I had lunch with a younger friend today. He runs an office for a major insurance company. In his first year, out of 800 agents in the state, he went from being unranked to being 29th to 52nd to 7th and then all the way up to Number 3, at the top of the mountain. He was a hero. He was made to feel important, celebrated, and held up to others as an example. Then he felt a calling to write a book and speak to groups of people, to share the wisdom about life that he had been learning. So, while continuing to work hard at insurance, he also had to devote time to the writing and speaking. A great book resulted. And his speaking is taking off. Meanwhile, though, his statewide ranking fell to 84th.
The insurance executives over him in the corporate ranks made it clear that they were not pleased. "You're a top 20 guy, not a top 80 guy." He then continued to operate in the top ten percent, even when also busy writing and speaking. But that was now considered a failure - for him. He got chiding and angry phone calls, and unpleasant, pressure filled visits. He was pressed heavily to forget the writing and speaking, and just do his job and produce his numbers, back in the stratosphere of achievement where he was clearly able to function.
One day, an executive visited his office while he was out with a client, and sat at his desk. A coworker thought it was his manager and came into the room saying his name. The executive corrected him and said he was just visiting, but while in the room, thought he might write a book. And this was apparently said with great sarcasm.
This says a lot to me about monumentally stupid business practices. When you have a superbly talented person running an office, and he discovers a side of himself that he wants to develop, then a great leader should encourage that development, while counseling the individual on how he might integrate it into his ongoing business life. But too many corporate executives shoot for predictability rather than true greatness among their people. Great people do great business. Whole people who feel appreciated, respected, and nurtured can work with a loyalty and edge that no one else can duplicate.
My friend should have been encouraged and supported in what he was doing. He should have been applauded even if his new interest were music or sculpture, or long distance running. But it was writing and speaking on topics that can help other people to be great - including people in his own company. So it's not like this development is in any way irrelevant to his business and the corporation, nationally - in fact, quite the opposite. His bosses could have cultivated a talent that would be able to benefit them all in numerous ways, but chose to deal with him instead with harshness, pressure, criticism, and even sarcasm. Do they really think this is the best way to get him to take his work with them to the next level? I was astonished to hear about it. It was, to me, inconceivable to me that people in executive positions could be so dumb. My exceptional friend told me all this with a calm and accepting demeanor, but intimated that he couldn't see continuing on under such conditions, over the long term. Who could?
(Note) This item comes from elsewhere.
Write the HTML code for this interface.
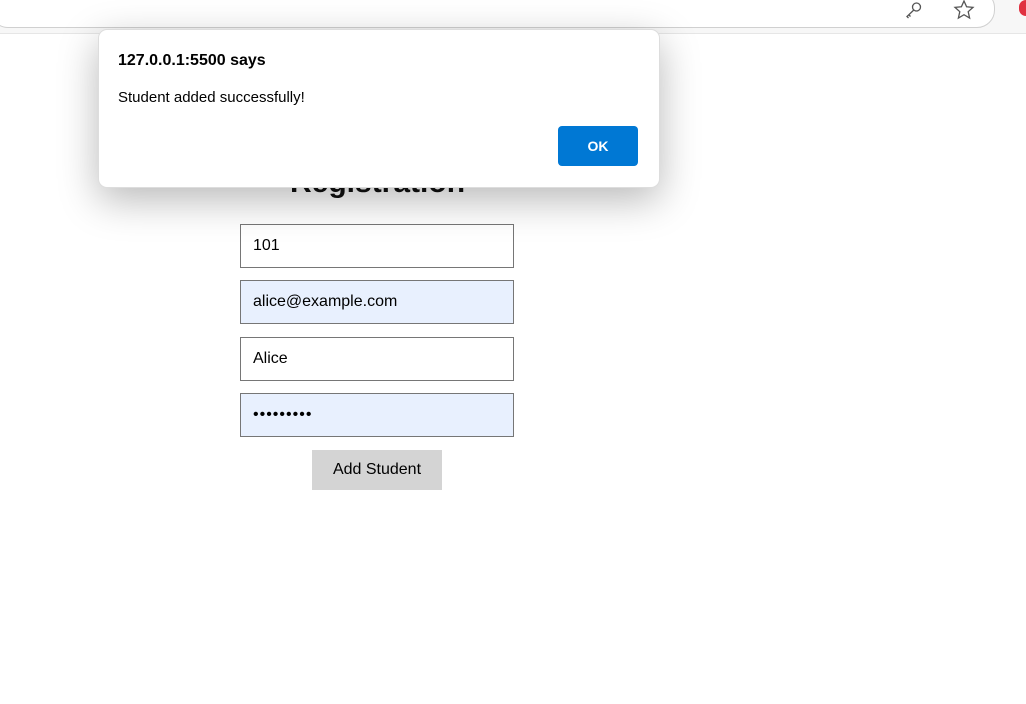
<!DOCTYPE html>
<html><head><style>
body{margin:0;width:1026px;height:704px;background:#fff;position:relative;overflow:hidden;font-family:"Liberation Sans",Arial,sans-serif}
.top{position:absolute;left:0;top:0;width:1026px;height:33px;background:#f7f7f7;border-bottom:1px solid #e6e6e6}
.addr{position:absolute;left:-10px;top:-10px;width:1003px;height:36px;background:#fff;border:1px solid #d0d0d0;border-radius:18px}
.h{position:absolute;left:290px;top:166px;font-size:30px;font-weight:bold;color:#111}
.in{position:absolute;left:240px;width:274px;height:44px;border:1px solid #767676;box-sizing:border-box;font-size:16px;padding-left:12px;line-height:42px;color:#000}
.btn{position:absolute;left:312px;top:450px;width:130px;height:40px;background:#d4d4d4;font-size:16px;text-align:center;line-height:40px}
.dlg{position:absolute;left:98px;top:29px;width:560px;height:157px;background:#fff;border-radius:9px;border:1px solid #ddd;box-shadow:0 12px 40px rgba(0,0,0,.28)}
.t1{position:absolute;left:19px;top:22px;font-size:16px;font-weight:bold}
.t2{position:absolute;left:19px;top:59px;font-size:15px}
.ok{position:absolute;left:459px;top:96px;width:80px;height:40px;background:#0078d4;border-radius:4px;color:#fff;font-weight:bold;font-size:14px;text-align:center;line-height:40px}
</style></head><body>
<div class="top"><div class="addr"></div>
<svg style="position:absolute;left:904px;top:0" width="20" height="20" viewBox="0 0 20 20" fill="none" stroke="#555" stroke-width="1.3"><circle cx="12.5" cy="7" r="4"/><path d="M9.8 10 L3 16.5 L4.5 18 M5 15 L6.5 16.5"/></svg>
<svg style="position:absolute;left:953px;top:0" width="22" height="20" viewBox="0 0 22 20" fill="none" stroke="#555" stroke-width="1.3"><path d="M11 1 L13.6 6.8 L20 7.4 L15.2 11.7 L16.6 18 L11 14.7 L5.4 18 L6.8 11.7 L2 7.4 L8.4 6.8 Z"/></svg>
<div style="position:absolute;left:1019px;top:0;width:14px;height:16px;border-radius:7px;background:#e03040"></div>
</div>
<div class="h">Registration</div>
<div class="in" style="top:224px;background:#fff">101</div>
<div class="in" style="top:280px;background:#e8f0fe">alice@example.com</div>
<div class="in" style="top:337px;background:#fff">Alice</div>
<div class="in" style="top:393px;background:#e8f0fe;letter-spacing:1px">•••••••••</div>
<div class="btn">Add Student</div>
<div class="dlg"><div class="t1">127.0.0.1:5500 says</div><div class="t2">Student added successfully!</div><div class="ok">OK</div></div>
</body></html>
Too many leaders are really idiots about talent. They view everything with tunnel vision. They want, in my friend's words, "just racehorses who will continue to improve their times." Their vision for what they're doing is far too narrow, and their treatment of others is self defeating.
So, please let me make an appeal to those who are in leadership positions. We want whole people, flourishing people to work with us, not just one-dimensional obsessives. Granted, a few one-dimentional obsessives can be quite productive. But you should never try to fill your organization full of them.
Whole people can chart new territory, and do new things, and bring us a sort of greatness we never could have predicted, but only if we encourage and support them. If my friend had been encouraged and supported, I have no doubt that, after this initially demanding period of launching his new activities, he could have been back to his top spot in the state, or higher, and with a belief in the company that would have been contagious. He could have told their story with gusto, far and wide. They could have become a "Most Admired Place" to work.
The executives in question lost a rare and precious opportunity to make something spectacular happen, for their mutual good.